Goal: Understand how the model "thinks" about what it just saw.  
Key Concept: Expansion (64 \-\> 256\) and Contraction (256 \-\> 64).

1. **Extract the FFN:** let ff \= feedForward firstBlock.  
2. **Run it:** Pass the output of Attention into forwardFF.  
3. **Shape Check:** Notice that the shape **does not change** (\[1, 5, 64\]). The FFN processes every token *independently* (unlike Attention, which mixes them).  
4. **LayerNorm:**  
   * **Experiment:** Calculate the mean and variance of the tensor *before* and *after* forwardLayerNorm.  
   * **Observation:** After norm, the numbers should be roughly in the range of \-2 to \+2. This keeps the math stable.

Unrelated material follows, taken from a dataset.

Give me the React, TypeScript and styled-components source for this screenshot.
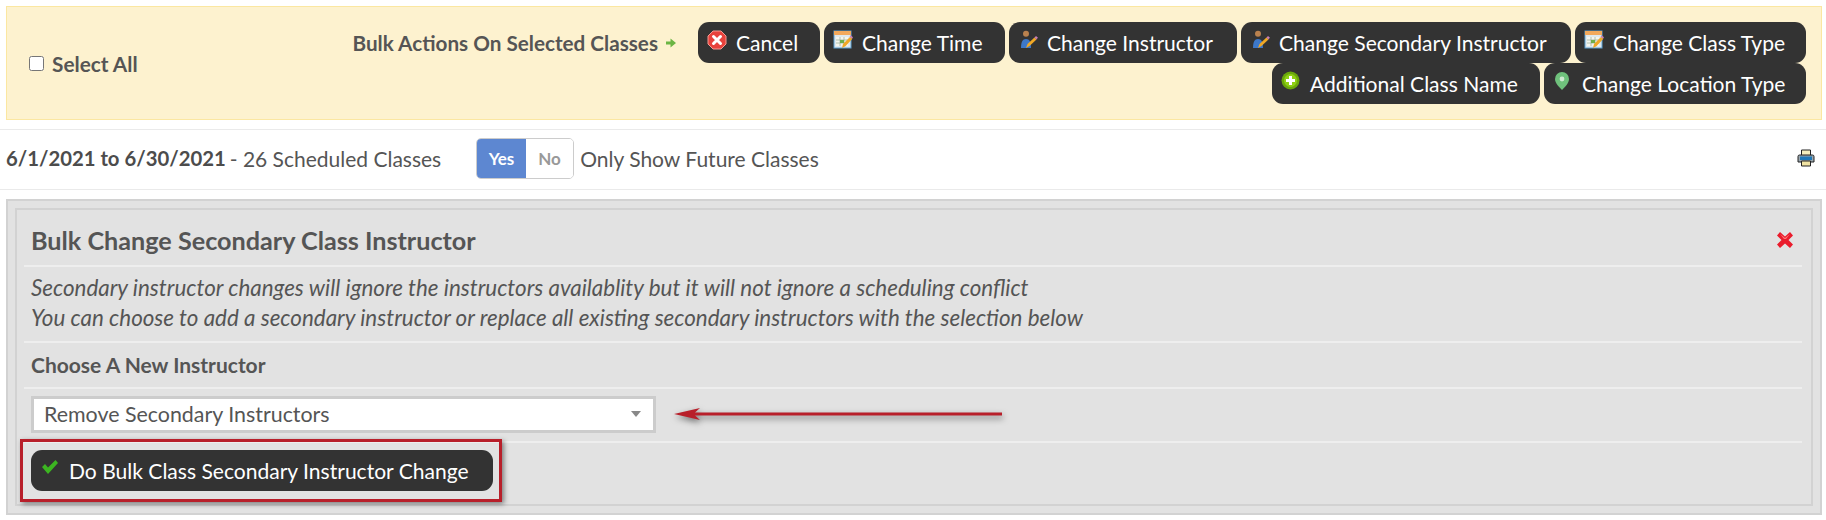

### **Phase 4: The Output (Logits to Predictions)**

Goal: Converting abstract vectors back to words.  
Key Concept: The Unembedding Layer (Linear).

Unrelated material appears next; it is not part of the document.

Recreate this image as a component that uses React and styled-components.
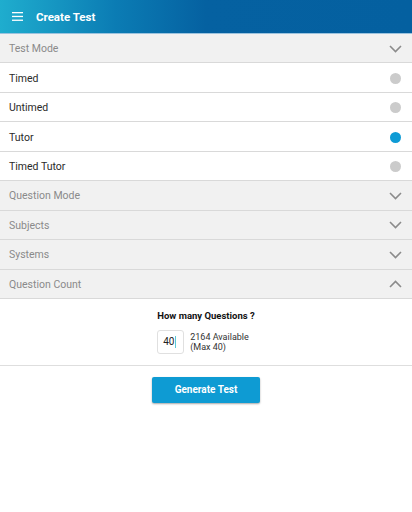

1. **The Final Projection:** Run NN.forward (finalLayer model) lastState.  
2. **Shape Change:** \[1, 5, 64\] $\\rightarrow$ \[1, 5, VocabSize\].  
3. **The "Next Word" Game:**  
   * Take the vector for the **last** token in the sequence (index 4).  
   * Run F.softmax on it.  
   * **Action:** Find the argmax (the highest probability index). Look that index up in your vocab.  
   * **Verification:** Does the predicted word make grammatical sense following your prompt?

### **Phase 5: The Loop (Autoregression)**

**Goal:** Watch the sequence grow.

1. **Manual Step-by-Step:**  
   * Start with "The". Run the model. Get "wizard".  
   * **Manually** construct the new input "The wizard". Run the model. Get "cast".  
   * **Manually** construct "The wizard cast".  
2. **Why:** This tedious manual process forces you to understand exactly what the program loop in Main.hs does millions of times.